Você encontrou mulheres participando desses movimentos antimulheres?

Infelizmente encontrei. Acho que tem essa coisa da mulher sempre querer a validação do homem, né? Não fiz um estudo sobre elas, até gostaria de fazer. Existem essas mulheres que orbitam ali. São poucas, mas existem. Existem as mulheres dos caras, as mulheres desses tradcons, dessa galera que já é família e é diferente dos MGTOWs. E existem mulheres que assistem aos vídeos e falam: ‘Ah, cara, vi muita verdade no que você falou, eu penso igual’. Assinando embaixo dos caras. São poucas, mas existem. E eles valorizam, falam: ‘Oh, que bom ouvir isso de uma mulher’, acham o máximo.

Após mergulhar nesses grupos, como acha que a sociedade deve lidar com eles?

Essa é a pergunta de milhões. Porque é diferente da Escola de Homens que eu acompanhei. No grupo de homens que foram denunciados pela Lei Maria da Penha, a maioria era de baixa renda e eles não tinham noção de que o que faziam era errado. Por exemplo: violência psicológica, ameaça, injúria. Eles não sabiam que era errado. Na cabeça deles era certo. Então tem muita coisa de falta de informação. E faz diferença eles irem na Escola de Homens para entender o que é gênero, essa educação faz diferença.
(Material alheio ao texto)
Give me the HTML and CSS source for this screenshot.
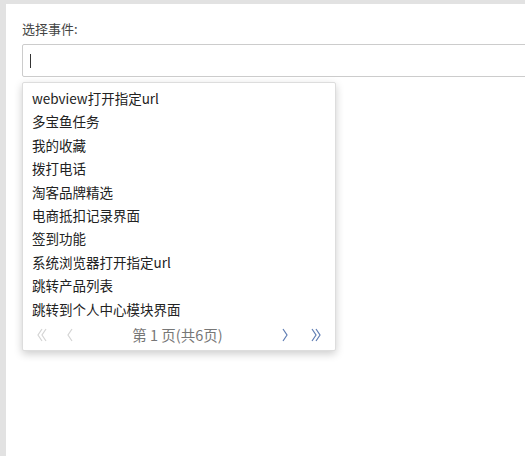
FILE: index.html
```html
<!DOCTYPE html>
<html>
<head>
<meta charset="utf-8">
<link rel="stylesheet" href="styles.css">
</head>
<body>
<div class="panel">
  <div class="label">选择事件:</div>
  <div class="input"><span class="caret"></span></div>
  <div class="dropdown">
    <ul class="list">
      <li>webview打开指定url</li>
      <li>多宝鱼任务</li>
      <li>我的收藏</li>
      <li>拨打电话</li>
      <li>淘客品牌精选</li>
      <li>电商抵扣记录界面</li>
      <li>签到功能</li>
      <li>系统浏览器打开指定url</li>
      <li>跳转产品列表</li>
      <li>跳转到个人中心模块界面</li>
    </ul>
    <div class="pager">
      <span class="btn first disabled"><svg width="10" height="14" viewBox="0 0 10 14"><path d="M5 1 L1 7 L5 13 M9 1 L5 7 L9 13" fill="none" stroke="currentColor" stroke-width="1.2"/></svg></span>
      <span class="btn prev disabled"><svg width="6" height="14" viewBox="0 0 6 14"><path d="M5 1 L1 7 L5 13" fill="none" stroke="currentColor" stroke-width="1.2"/></svg></span>
      <span class="info">第 1 页(共6页)</span>
      <span class="btn next"><svg width="6" height="14" viewBox="0 0 6 14"><path d="M1 1 L5 7 L1 13" fill="none" stroke="currentColor" stroke-width="1.2"/></svg></span>
      <span class="btn last"><svg width="10" height="14" viewBox="0 0 10 14"><path d="M1 1 L5 7 L1 13 M5 1 L9 7 L5 13" fill="none" stroke="currentColor" stroke-width="1.2"/></svg></span>
    </div>
  </div>
</div>
</body>
</html>
```
FILE: styles.css
```css
html, body {
  margin: 0;
  padding: 0;
  height: 100%;
  overflow: hidden;
}
body {
  background: #e2e2e2;
  font-family: "Noto Sans CJK SC", "Liberation Sans", sans-serif;
}
.panel {
  margin: 4px 0 0 6px;
  background: #fff;
  height: 452px;
  padding: 16px 0 0 16px;
  box-sizing: border-box;
  overflow: hidden;
}
.label {
  font-size: 13px;
  line-height: 18px;
  color: #444;
  margin-bottom: 6px;
}
.input {
  width: 560px;
  height: 33px;
  box-sizing: border-box;
  border: 1px solid #ccc;
  border-radius: 2px;
  display: flex;
  align-items: center;
  padding-left: 7px;
}
.caret {
  width: 1px;
  height: 14px;
  background: #333;
}
.dropdown {
  margin-top: 5px;
  width: 314px;
  box-sizing: border-box;
  border: 1px solid #ddd;
  border-radius: 2px;
  box-shadow: 0 3px 9px rgba(0,0,0,0.2);
  background: #fff;
}
.list {
  list-style: none;
  margin: 0;
  padding: 4px 0 0 0;
}
.list li {
  font-size: 13.5px;
  line-height: 23.4px;
  height: 23.4px;
  padding-left: 9px;
  color: #222;
  white-space: nowrap;
}
.pager {
  display: flex;
  align-items: center;
  height: 28px;
  padding: 0 5px 1px 5px;
}
.btn {
  width: 28px;
  display: flex;
  justify-content: center;
  align-items: center;
  color: #5f7db3;
}
.btn.disabled {
  color: #d4d4d4;
}
.btn svg { display: block; }
.info {
  flex: 1;
  text-align: center;
  font-size: 14.5px;
  color: #777;
}
.next { margin-right: 3px; }
```
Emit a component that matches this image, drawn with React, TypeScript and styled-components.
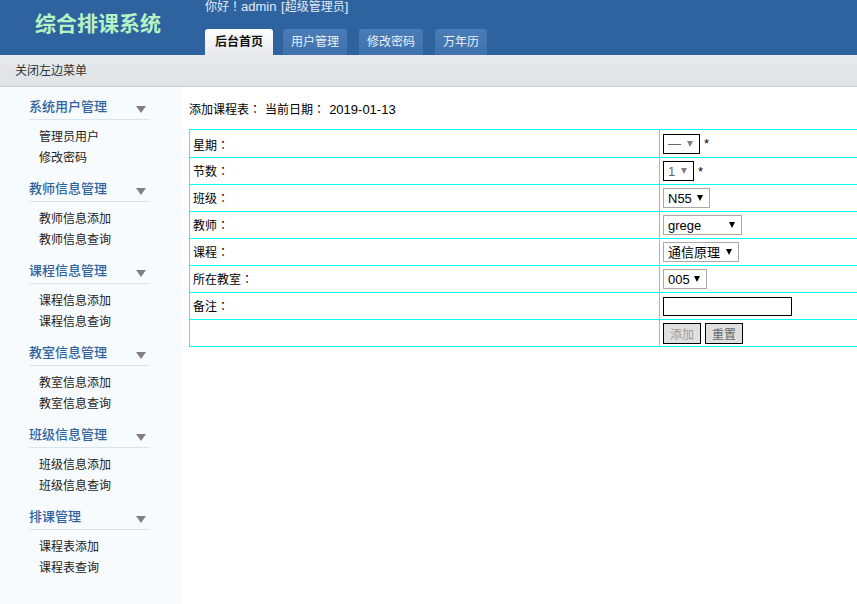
import React from 'react'
import styled, { createGlobalStyle } from 'styled-components'

const menu = [
  { title: '系统用户管理', items: ['管理员用户', '修改密码'] },
  { title: '教师信息管理', items: ['教师信息添加', '教师信息查询'] },
  { title: '课程信息管理', items: ['课程信息添加', '课程信息查询'] },
  { title: '教室信息管理', items: ['教室信息添加', '教室信息查询'] },
  { title: '班级信息管理', items: ['班级信息添加', '班级信息查询'] },
  { title: '排课管理', items: ['课程表添加', '课程表查询'] },
]

const tabs = ['后台首页', '用户管理', '修改密码', '万年历']

const App = () => {
  return (
    <Page>
      <GlobalStyle />
      <Header>
        <Logo>综合排课系统</Logo>
        <HeaderRight>
          <Welcome>你好<Punct>！</Punct><Latin>admin [</Latin>超级管理员<Latin>]</Latin></Welcome>
          <Tabs>
            {tabs.map((t, i) => (
              <Tab key={t} $active={i === 0}>{t}</Tab>
            ))}
          </Tabs>
        </HeaderRight>
      </Header>
      <SubBar>关闭左边菜单</SubBar>
      <Body>
        <Sidebar>
          {menu.map((m) => (
            <MenuGroup key={m.title}>
              <MenuTitle>
                {m.title}
                <Caret />
              </MenuTitle>
              {m.items.map((x) => (
                <MenuItem key={x}>{x}</MenuItem>
              ))}
            </MenuGroup>
          ))}
        </Sidebar>
        <Main>
          <Crumb>添加课程表<Punct>：</Punct> 当前日期<Punct>：</Punct> <Latin>2019-01-13</Latin></Crumb>
          <FormTable>
            <tbody>
              <tr>
                <LabelCell>星期<Punct>：</Punct></LabelCell>
                <FieldCell>
                  <SelectWrap $strong>
                    <Select $strong $w={37}><option>—</option></Select>
                  </SelectWrap>
                  <Star>*</Star>
                </FieldCell>
              </tr>
              <tr>
                <LabelCell>节数<Punct>：</Punct></LabelCell>
                <FieldCell>
                  <SelectWrap $strong>
                    <Select $strong $w={31}><option>1</option></Select>
                  </SelectWrap>
                  <Star>*</Star>
                </FieldCell>
              </tr>
              <tr>
                <LabelCell>班级<Punct>：</Punct></LabelCell>
                <FieldCell>
                  <SelectWrap>
                    <Select $w={47}><option>N55</option></Select>
                  </SelectWrap>
                </FieldCell>
              </tr>
              <tr>
                <LabelCell>教师<Punct>：</Punct></LabelCell>
                <FieldCell>
                  <SelectWrap>
                    <Select $w={79}><option>grege</option></Select>
                  </SelectWrap>
                </FieldCell>
              </tr>
              <tr>
                <LabelCell>课程<Punct>：</Punct></LabelCell>
                <FieldCell>
                  <SelectWrap>
                    <Select $w={76}><option>通信原理</option></Select>
                  </SelectWrap>
                </FieldCell>
              </tr>
              <tr>
                <LabelCell>所在教室<Punct>：</Punct></LabelCell>
                <FieldCell>
                  <SelectWrap>
                    <Select $w={44}><option>005</option></Select>
                  </SelectWrap>
                </FieldCell>
              </tr>
              <tr>
                <LabelCell>备注<Punct>：</Punct></LabelCell>
                <FieldCell><TextInput type="text" /></FieldCell>
              </tr>
              <tr>
                <LabelCell />
                <FieldCell>
                  <Buttons>
                    <Btn $faded>添加</Btn>
                    <Btn>重置</Btn>
                  </Buttons>
                </FieldCell>
              </tr>
            </tbody>
          </FormTable>
        </Main>
      </Body>
    </Page>
  )
}

export default App

const GlobalStyle = createGlobalStyle`
  html, body {
    margin: 0;
    padding: 0;
    height: 100%;
    overflow: hidden;
    background: #fff;
  }
  body {
    font-family: "Liberation Sans", "Noto Sans CJK SC", sans-serif;
    font-size: 12px;
    color: #000;
  }
`
const Page = styled.div`
  width: 857px;
  height: 604px;
  overflow: hidden;
  display: flex;
  flex-direction: column;
`
const Punct = styled.span`
  font-family: "Noto Sans CJK TC", sans-serif;
`
const Latin = styled.span`
  font-size: 13px;
`
const Header = styled.div`
  height: 55px;
  flex: none;
  background: #2f639f;
  display: flex;
`
const Logo = styled.div`
  width: 205px;
  box-sizing: border-box;
  padding: 9px 0 0 35px;
  font-size: 21px;
  line-height: 30px;
  font-weight: bold;
  color: #b5f2c4;
`
const HeaderRight = styled.div`
  display: flex;
  flex-direction: column;
  justify-content: space-between;
`
const Welcome = styled.div`
  font-size: 12px;
  line-height: 14px;
  margin-top: -1px;
  word-spacing: 1px;
  color: #e3ebf4;
  white-space: nowrap;
`
const Tabs = styled.div`
  display: flex;
  gap: 12px;
`
const Tab = styled.div<{ $active?: boolean }>`
  height: 26px;
  line-height: 26px;
  box-sizing: border-box;
  padding: 0 ${(p) => (p.$active ? '10px' : '8px')};
  margin-right: ${(p) => (p.$active ? '-2px' : '0')};
  font-size: 12px;
  text-align: center;
  border-radius: 3px 3px 0 0;
  font-weight: ${(p) => (p.$active ? 'bold' : 'normal')};
  color: ${(p) => (p.$active ? '#111' : '#e8eff6')};
  background: ${(p) => (p.$active ? 'linear-gradient(#fff, #e6e9ec)' : 'linear-gradient(#4a7db8, #3f72ad)')};
`
const SubBar = styled.div`
  height: 31px;
  flex: none;
  padding-left: 15px;
  line-height: 33px;
  font-size: 12px;
  color: #333;
  background: linear-gradient(#e8eaec, #dfe3e6);
  border-bottom: 1px solid #c6ced4;
`
const Body = styled.div`
  flex: 1;
  display: flex;
  min-height: 0;
`
const Sidebar = styled.div`
  width: 181px;
  flex: none;
  box-sizing: border-box;
  padding: 8px 0 0 29px;
  background: #f7fbfd;
`
const MenuGroup = styled.div`
  width: 120px;
  height: 82px;
`
const MenuTitle = styled.div`
  position: relative;
  height: 24px;
  line-height: 24px;
  font-size: 13px;
  font-weight: 500;
  color: #2f639f;
  border-bottom: 1px solid #d9e3ec;
  margin-bottom: 7px;
`
const Caret = styled.span`
  position: absolute;
  right: 3px;
  top: 11px;
  width: 0;
  height: 0;
  border-left: 5px solid transparent;
  border-right: 5px solid transparent;
  border-top: 7px solid #808080;
`
const MenuItem = styled.div`
  padding-left: 10px;
  height: 21px;
  line-height: 21px;
  font-size: 12px;
  color: #222;
`
const Main = styled.div`
  flex: 1;
  min-width: 0;
  padding-left: 8px;
`
const Crumb = styled.div`
  height: 28px;
  line-height: 16px;
  padding-top: 14px;
  font-size: 12px;
  white-space: pre;
  word-spacing: 0.7px;
`
const FormTable = styled.table`
  border-collapse: collapse;
  width: 900px;
  table-layout: fixed;
  tr:first-child td {
    height: 27px;
  }
  tr:first-child td:first-child {
    padding-top: 1px;
    padding-bottom: 0;
  }
`
const LabelCell = styled.td`
  width: 470px;
  height: 26px;
  padding: 0 0 2px 3px;
  box-sizing: border-box;
  border: 1px solid #00ffff;
  font-size: 12px;
`
const FieldCell = styled.td`
  height: 26px;
  padding: 0 0 0 3px;
  border: 1px solid #00ffff;
  font-size: 12px;
`
const SelectWrap = styled.span<{ $strong?: boolean }>`
  position: relative;
  display: inline-block;
  vertical-align: middle;
  line-height: 0;
  &::after {
    content: '';
    position: absolute;
    right: 7px;
    top: 7px;
    width: 0;
    height: 0;
    border-left: 3px solid transparent;
    border-right: 3px solid transparent;
    border-top: 6px solid ${(p) => (p.$strong ? '#808080' : '#000')};
    pointer-events: none;
  }
`
const Select = styled.select<{ $strong?: boolean; $w: number }>`
  appearance: none;
  width: ${(p) => p.$w}px;
  height: 20px;
  padding: 0 0 0 4px;
  font-family: "Liberation Sans", "Noto Sans CJK SC", sans-serif;
  font-size: 13px;
  background: #fff;
  border: 1px solid ${(p) => (p.$strong ? '#000' : '#a9a9a9')};
  border-radius: 0;
  color: ${(p) => (p.$strong ? '#666' : '#000')};
`
const Star = styled.span`
  margin-left: 4px;
  font-size: 13px;
  vertical-align: middle;
`
const TextInput = styled.input`
  display: block;
  width: 129px;
  height: 19px;
  box-sizing: border-box;
  padding: 0;
  border: 1px solid #000;
  background: #fff;
`
const Buttons = styled.div`
  display: flex;
  gap: 4px;
`
const Btn = styled.button<{ $faded?: boolean }>`
  width: 38px;
  height: 21px;
  padding: 0;
  font-family: "Liberation Sans", "Noto Sans CJK SC", sans-serif;
  font-size: 12px;
  color: ${(p) => (p.$faded ? '#999' : '#666')};
  background: #e0e0e0;
  border: 1px solid #000;
`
Não vão deixar de ser machistas do dia para a noite, mas vão entender, começar a olhar para si. “Eu achava que só ela era errada, mas eu também tenho culpa”: eu vi essa reflexão na Escola de Homens. Agora como esses caras (de grupos misóginos) já vivem nesse universo paralelo, a maioria sabe das leis, sabe o que é feminismo, eles têm essa consciência, só que negam e invertem a ordem. Como resolver isso na cabeça dessas pessoas no eu não sei. Dar uma medida educativa pra eles? Não sei. Punir a misoginia? Eu acho importante ter essa criminalização no sentido de falar: “Não toleramos isso, é crime, não é certo”. Como se fosse um aviso para a sociedade. Isso não é correto, não é legal. Agora até que ponto vai ser efetivo para acabar com isso eu tenho minhas dúvidas. Porque o cara que faz isso não vai ficar pensando. Primeiro porque ele se acha acima da lei, depois ele vai ficar mais revoltado se algo acontecer com ele, não vai mudar de ideia. Por outro lado, pode evitar que novas pessoas entrem nessa cegueira como se fosse coisa “normal, natural, liberdade de expressão”. Eles falam isso: “É liberdade de expressão”. Mas tem essa fronteira (muito tênue) entre a liberdade de expressão e o discurso de ódio que vemos não só em relação à mulher. Tem muita subjetividade para julgar o que é ou não. Casos mais graves, como ameaças de morte e injúria ligada a gênero, são mais fáceis de identificar. Mas o discurso solto na web é muito difícil de julgar e punir. Mas acho que tem de ser debatido.